Yes, there are a few NGOs, people, corporates, kids who are doing all they can to reduce their suffering a tiny bit, but these efforts are drops in the ocean without the bulk and heft of the state behind them. The numbers are overwhelming and every effort seems like it’s too little, too late.
They will reach home. Later rather than sooner. Not all of them. More than a few have already died and many, many more will. Many have died not because they were hungry or sick but mowed down by cars and trucks and buses careening on our traffic-free highways, out of control, at breakneck speed. They will become statistics that may or may not prick our collective conscience.

Will they ever come back? I believe they will. As the days and months pass, jobs, economy and industry will lure them back to the cities to homes that have been looted in their absence and ravaged by neglect, rats and rain.

Will they ever forgive us? I fear not. Not tomorrow, not the next month, but in the near future I believe we will pay a heavy price for this monstrous crime. And unlike our Prime Minister, I know the shade and colour of this price. It will be Blood Red!

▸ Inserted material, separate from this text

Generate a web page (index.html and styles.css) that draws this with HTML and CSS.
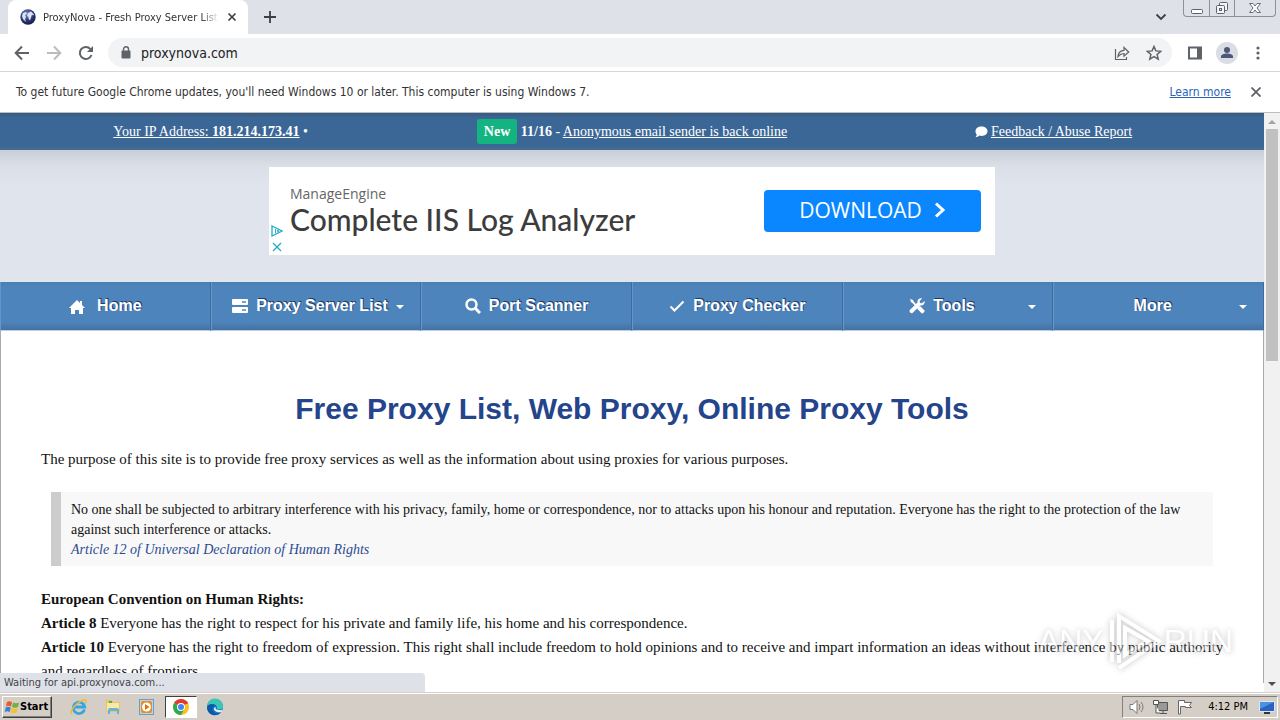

Till then we can sip our single malts, attend zoom Pilates classes, post pictures of our lockdown culinary adventures and nurse our collective guilt.

6 thoughts on “Lockdown Diary Part 3 – Our collective guilt

  1. Anguished distressed disturbed and Arti you are absolutely right Guilty.
    We feel the same but as usual you have expressed it well.
    Please dear God hear our prayers let sense prevail let egos power and politics give way to sheer humanity.

  2. I think “ migrant “ is a word that has stuck partly because they do travel back and forth between working in the city and working their fields in the villages. Unlike the hairdresser or the lawyer who has made mumbai his or her permanent home.
    It’s sad to see their plight though. In hindsight if this lockdown was going to be this long – the government reacted too hastily on March 22 nd . They could have given a few days and made arrangements for those who wanted to go back to their homes.

    1. Not sure I agree Sujjain. Yes, they travel from construction site to their village during harvesting or sowing season. The same way the hairstylist goes ‘home’ for Xmas or Diwali or Onam. But fair comment.
      And yes of course the Govt should have thought through the impact of the lockdown and not imposed it with a 4 hour notice!!
      Thanks for reading.
      Do read my Lockdown Diary 1 and 2 as well. Would be interested to hear your views. Stay well.

  3. So well expressed…indeed a very disturbing the state of affairs in country.

    The usage of term migrant is thought provoking..

    I too feel in the future , as you mentioned “we will pay a heavy price for this monstrous crime”

    Though at this point of time don’t see, cant figure based on bytes, feeds from various all over, how big mess can be set right …just hope there is some way out and soon too.

    1. Yes Leena, the situation is out of all control currently and I don’t believe anybody is in charge. The Centre has passed the buck to the States. And most states are clueless, broke, corrupt and inefficient. And at the end of all of this, if someone praises the resilient spirit of the average Indian, I will scream!!